Pearson Correlation

What Is Pearson Correlation?

The Pearson correlation coefficient, often written as r, is a number that measures the strength and direction of the linear relationship between two continuous variables. In plain terms, it tells you how closely two variables move together in a straight-line pattern.

Imagine a researcher who collects data on the number of hours students spend studying and their exam scores. If students who study more tend to score higher, and this relationship follows a roughly straight line when plotted on a graph, the Pearson correlation will capture both how strong and how consistent that trend is.

What Does the Coefficient Tell You?

The value of r always falls between −1 and +1. A value of +1 means a perfect positive linear relationship: as one variable increases, the other increases in perfect lockstep. A value of −1 means a perfect negative linear relationship: as one variable increases, the other decreases perfectly. A value of 0 means there is no linear relationship at all.

In practice, perfect correlations almost never occur. Researchers generally use rough guidelines to describe the strength of a correlation: values of r around ±0.10 to ±0.30 are considered weak, ±0.30 to ±0.50 are moderate, and anything above ±0.50 is strong. These are only guidelines, however, and the practical importance of a correlation depends on the field of study.

R-Squared: Shared Variance

A closely related value is r-squared (written r²), which you obtain by squaring the correlation coefficient. R-squared tells you the proportion of variance in one variable that is accounted for by the other. For example, if r = 0.60, then r² = 0.36, meaning that 36% of the variation in one variable can be explained by its linear relationship with the other. The remaining 64% is due to other factors.

Correlation Does Not Mean Causation

This is one of the most important principles in statistics. Finding a strong correlation between two variables does not prove that one causes the other. For example, there is a positive correlation between ice cream sales and the number of drownings each year. This does not mean ice cream causes drowning. Both variables are driven by a third factor: hot weather. People buy more ice cream and also swim more when temperatures rise.

To establish causation, you typically need a controlled experiment, not just a correlation. The Pearson coefficient is a tool for measuring association, and you should always interpret it with this limitation in mind.
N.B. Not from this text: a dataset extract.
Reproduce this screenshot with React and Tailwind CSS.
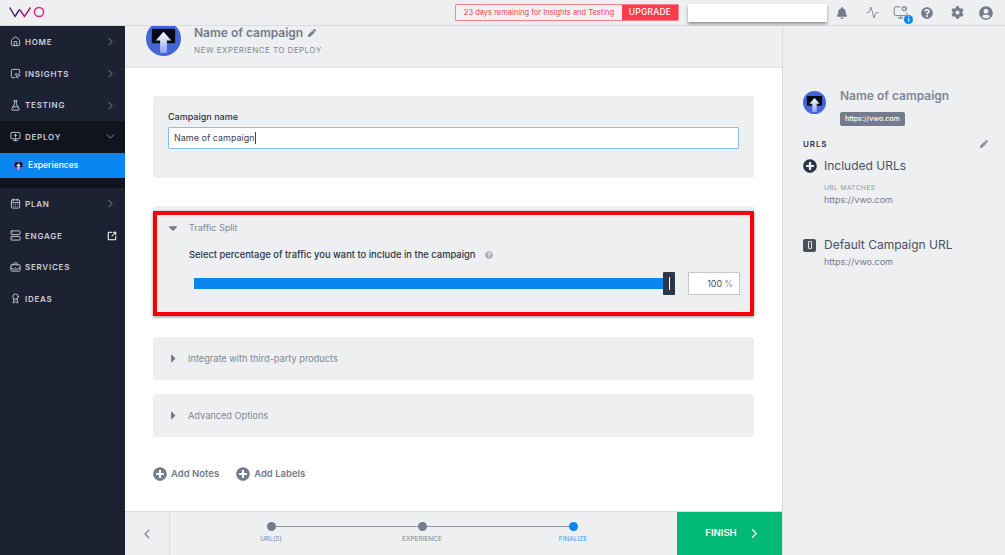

When to Use Pearson Correlation

Use Pearson correlation when you have two continuous variables and you want to assess whether a linear relationship exists between them. Common examples include:

  • Examining whether hours of sleep are related to test performance.
  • Investigating whether advertising expenditure is associated with sales revenue.
  • Checking whether age is related to blood pressure.

Key Assumptions

Pearson correlation relies on several important assumptions. Violating these can lead to misleading results:

  • Linearity: The relationship between the two variables should be approximately linear. If the true relationship is curved, Pearson’s r will underestimate the strength of the association.
  • Continuous data: Both variables should be measured on a continuous scale (interval or ratio level).
  • Normality: For hypothesis testing (determining whether the correlation is statistically significant), both variables should be roughly normally distributed. Small departures from normality are usually acceptable with larger samples.
  • No extreme outliers: Pearson correlation is sensitive to outliers. A single unusual data point can dramatically inflate or deflate the value of r.
  • Independence: Each pair of observations should be independent of the others.

If your data do not meet these assumptions—for instance, if the relationship is curved, the data contain extreme outliers, or the variables are measured on an ordinal (ranked) scale—you should consider an alternative such as Spearman’s rank correlation, which is more flexible and robust in those situations.